**Directive**
Write the entries out again exactly as they stand, but without the pictures.

**Records for the exercise**
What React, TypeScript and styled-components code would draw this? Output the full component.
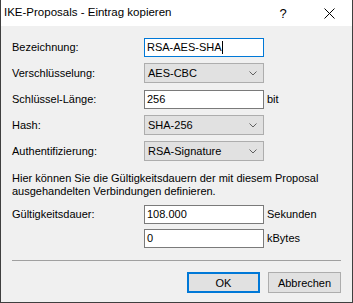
import React from 'react';
import styled, { createGlobalStyle } from 'styled-components';

const GlobalStyle = createGlobalStyle`
	html, body {
		margin: 0;
		padding: 0;
		background: #ffffff;
	}
	body {
		font-family: 'Liberation Sans', Arial, sans-serif;
		font-size: 11px;
		color: #000000;
	}
`;

const Window = styled.div`
	width: 353px;
	height: 303px;
	box-sizing: border-box;
	border: 1px solid #3f3f3f;
	border-top: none;
	display: flex;
	flex-direction: column;
	background: #f0f0f0;
`;

const TitleBar = styled.div`
	height: 26px;
	background: #ffffff;
	display: flex;
	align-items: center;
	padding-left: 3px;
	font-family: 'Liberation Sans', Arial, sans-serif;
	font-size: 11.5px;
`;

const TitleText = styled.span`
	flex: 1;
	padding-bottom: 2px;
`;

const TitleBtn = styled.div<{ $w: number }>`
	width: ${(p) => p.$w}px;
	height: 26px;
	display: flex;
	align-items: center;
	justify-content: center;
	font-size: 13px;
`;

const Body = styled.div`
	flex: 1;
	padding: 11px 11px 0 11px;
	display: flex;
	flex-direction: column;
`;

const FormGrid = styled.div<{ $gap: number }>`
	display: grid;
	grid-template-columns: 132px 120px 1fr;
	grid-auto-rows: 20px;
	row-gap: ${(p) => p.$gap}px;
	align-items: center;
`;

const Label = styled.span`
	white-space: nowrap;
`;

const Unit = styled.span`
	padding-left: 3px;
	white-space: nowrap;
`;

const TextBox = styled.div<{ $focus?: boolean }>`
	height: 19px;
	box-sizing: border-box;
	border: 1px solid ${(p) => (p.$focus ? '#0078d7' : '#7a7a7a')};
	background: #ffffff;
	display: flex;
	align-items: center;
	padding-left: 2px;
`;

const Caret = styled.span`
	display: inline-block;
	width: 1px;
	height: 13px;
	background: #000;
`;

const Combo = styled.div`
	height: 20px;
	box-sizing: border-box;
	border: 1px solid #adadad;
	background: #e1e1e1;
	display: flex;
	align-items: center;
	justify-content: space-between;
	padding: 0 6px 0 3px;
`;

const Description = styled.p`
	margin: 11px 0 6px 0;
	line-height: 13px;
`;

const Separator = styled.div`
	height: 1px;
	background: #a0a0a0;
	margin: 12px 0 11px 0;
`;

const ButtonRow = styled.div`
	display: flex;
	justify-content: flex-end;
	gap: 8px;
`;

const Button = styled.div<{ $default?: boolean }>`
	width: 73px;
	height: 21px;
	box-sizing: border-box;
	border: ${(p) => (p.$default ? '2px solid #0078d7' : '1px solid #adadad')};
	background: #e1e1e1;
	display: flex;
	align-items: center;
	justify-content: center;
	font-size: 11px;
`;

const Chevron = () => (
	<svg width="8" height="5" viewBox="0 0 8 5">
		<path d="M0.5 0.5 L4 4 L7.5 0.5" fill="none" stroke="#606060" strokeWidth="1" />
	</svg>
);

const CloseIcon = () => (
	<svg width="11" height="11" viewBox="0 0 11 11">
		<path d="M0.5 0.5 L10.5 10.5 M10.5 0.5 L0.5 10.5" stroke="#000" strokeWidth="1" />
	</svg>
);

export default function App() {
	return (
		<>
			<GlobalStyle />
			<Window>
				<TitleBar>
					<TitleText>IKE-Proposals - Eintrag kopieren</TitleText>
					<TitleBtn $w={46}>?</TitleBtn>
					<TitleBtn $w={46}>
						<CloseIcon />
					</TitleBtn>
				</TitleBar>
				<Body>
					<FormGrid $gap={6}>
						<Label>Bezeichnung:</Label>
						<TextBox $focus>
							RSA-AES-SHA
							<Caret />
						</TextBox>
						<span />

						<Label>Verschlüsselung:</Label>
						<Combo>
							AES-CBC
							<Chevron />
						</Combo>
						<span />

						<Label>Schlüssel-Länge:</Label>
						<TextBox>256</TextBox>
						<Unit>bit</Unit>

						<Label>Hash:</Label>
						<Combo>
							SHA-256
							<Chevron />
						</Combo>
						<span />

						<Label>Authentifizierung:</Label>
						<Combo>
							RSA-Signature
							<Chevron />
						</Combo>
						<span />
					</FormGrid>

					<Description>
						Hier können Sie die Gültigkeitsdauern der mit diesem Proposal
						<br />
						ausgehandelten Verbindungen definieren.
					</Description>

					<FormGrid $gap={4}>
						<Label>Gültigkeitsdauer:</Label>
						<TextBox>108.000</TextBox>
						<Unit>Sekunden</Unit>

						<span />
						<TextBox>0</TextBox>
						<Unit>kBytes</Unit>
					</FormGrid>

					<Separator />

					<ButtonRow>
						<Button $default>OK</Button>
						<Button>Abbrechen</Button>
					</ButtonRow>
				</Body>
			</Window>
		</>
	);
}
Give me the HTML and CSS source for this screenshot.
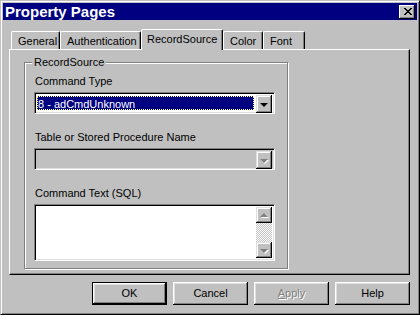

**Solution to this task**
What React, TypeScript and styled-components code would draw this? Output the full component.
import React from 'react';
import styled, { createGlobalStyle } from 'styled-components';

const GlobalStyle = createGlobalStyle`
	html, body {
		margin: 0;
		padding: 0;
		background: #ffffff;
	}
	body {
		font-family: 'Liberation Sans', Arial, sans-serif;
		font-size: 11px;
		color: #000000;
	}
`;

const Window = styled.div`
	width: 353px;
	height: 303px;
	box-sizing: border-box;
	border: 1px solid #3f3f3f;
	border-top: none;
	display: flex;
	flex-direction: column;
	background: #f0f0f0;
`;

const TitleBar = styled.div`
	height: 26px;
	background: #ffffff;
	display: flex;
	align-items: center;
	padding-left: 3px;
	font-family: 'Liberation Sans', Arial, sans-serif;
	font-size: 11.5px;
`;

const TitleText = styled.span`
	flex: 1;
	padding-bottom: 2px;
`;

const TitleBtn = styled.div<{ $w: number }>`
	width: ${(p) => p.$w}px;
	height: 26px;
	display: flex;
	align-items: center;
	justify-content: center;
	font-size: 13px;
`;

const Body = styled.div`
	flex: 1;
	padding: 11px 11px 0 11px;
	display: flex;
	flex-direction: column;
`;

const FormGrid = styled.div<{ $gap: number }>`
	display: grid;
	grid-template-columns: 132px 120px 1fr;
	grid-auto-rows: 20px;
	row-gap: ${(p) => p.$gap}px;
	align-items: center;
`;

const Label = styled.span`
	white-space: nowrap;
`;

const Unit = styled.span`
	padding-left: 3px;
	white-space: nowrap;
`;

const TextBox = styled.div<{ $focus?: boolean }>`
	height: 19px;
	box-sizing: border-box;
	border: 1px solid ${(p) => (p.$focus ? '#0078d7' : '#7a7a7a')};
	background: #ffffff;
	display: flex;
	align-items: center;
	padding-left: 2px;
`;

const Caret = styled.span`
	display: inline-block;
	width: 1px;
	height: 13px;
	background: #000;
`;

const Combo = styled.div`
	height: 20px;
	box-sizing: border-box;
	border: 1px solid #adadad;
	background: #e1e1e1;
	display: flex;
	align-items: center;
	justify-content: space-between;
	padding: 0 6px 0 3px;
`;

const Description = styled.p`
	margin: 11px 0 6px 0;
	line-height: 13px;
`;

const Separator = styled.div`
	height: 1px;
	background: #a0a0a0;
	margin: 12px 0 11px 0;
`;

const ButtonRow = styled.div`
	display: flex;
	justify-content: flex-end;
	gap: 8px;
`;

const Button = styled.div<{ $default?: boolean }>`
	width: 73px;
	height: 21px;
	box-sizing: border-box;
	border: ${(p) => (p.$default ? '2px solid #0078d7' : '1px solid #adadad')};
	background: #e1e1e1;
	display: flex;
	align-items: center;
	justify-content: center;
	font-size: 11px;
`;

const Chevron = () => (
	<svg width="8" height="5" viewBox="0 0 8 5">
		<path d="M0.5 0.5 L4 4 L7.5 0.5" fill="none" stroke="#606060" strokeWidth="1" />
	</svg>
);

const CloseIcon = () => (
	<svg width="11" height="11" viewBox="0 0 11 11">
		<path d="M0.5 0.5 L10.5 10.5 M10.5 0.5 L0.5 10.5" stroke="#000" strokeWidth="1" />
	</svg>
);

export default function App() {
	return (
		<>
			<GlobalStyle />
			<Window>
				<TitleBar>
					<TitleText>IKE-Proposals - Eintrag kopieren</TitleText>
					<TitleBtn $w={46}>?</TitleBtn>
					<TitleBtn $w={46}>
						<CloseIcon />
					</TitleBtn>
				</TitleBar>
				<Body>
					<FormGrid $gap={6}>
						<Label>Bezeichnung:</Label>
						<TextBox $focus>
							RSA-AES-SHA
							<Caret />
						</TextBox>
						<span />

						<Label>Verschlüsselung:</Label>
						<Combo>
							AES-CBC
							<Chevron />
						</Combo>
						<span />

						<Label>Schlüssel-Länge:</Label>
						<TextBox>256</TextBox>
						<Unit>bit</Unit>

						<Label>Hash:</Label>
						<Combo>
							SHA-256
							<Chevron />
						</Combo>
						<span />

						<Label>Authentifizierung:</Label>
						<Combo>
							RSA-Signature
							<Chevron />
						</Combo>
						<span />
					</FormGrid>

					<Description>
						Hier können Sie die Gültigkeitsdauern der mit diesem Proposal
						<br />
						ausgehandelten Verbindungen definieren.
					</Description>

					<FormGrid $gap={4}>
						<Label>Gültigkeitsdauer:</Label>
						<TextBox>108.000</TextBox>
						<Unit>Sekunden</Unit>

						<span />
						<TextBox>0</TextBox>
						<Unit>kBytes</Unit>
					</FormGrid>

					<Separator />

					<ButtonRow>
						<Button $default>OK</Button>
						<Button>Abbrechen</Button>
					</ButtonRow>
				</Body>
			</Window>
		</>
	);
}
Give me the HTML and CSS source for this screenshot.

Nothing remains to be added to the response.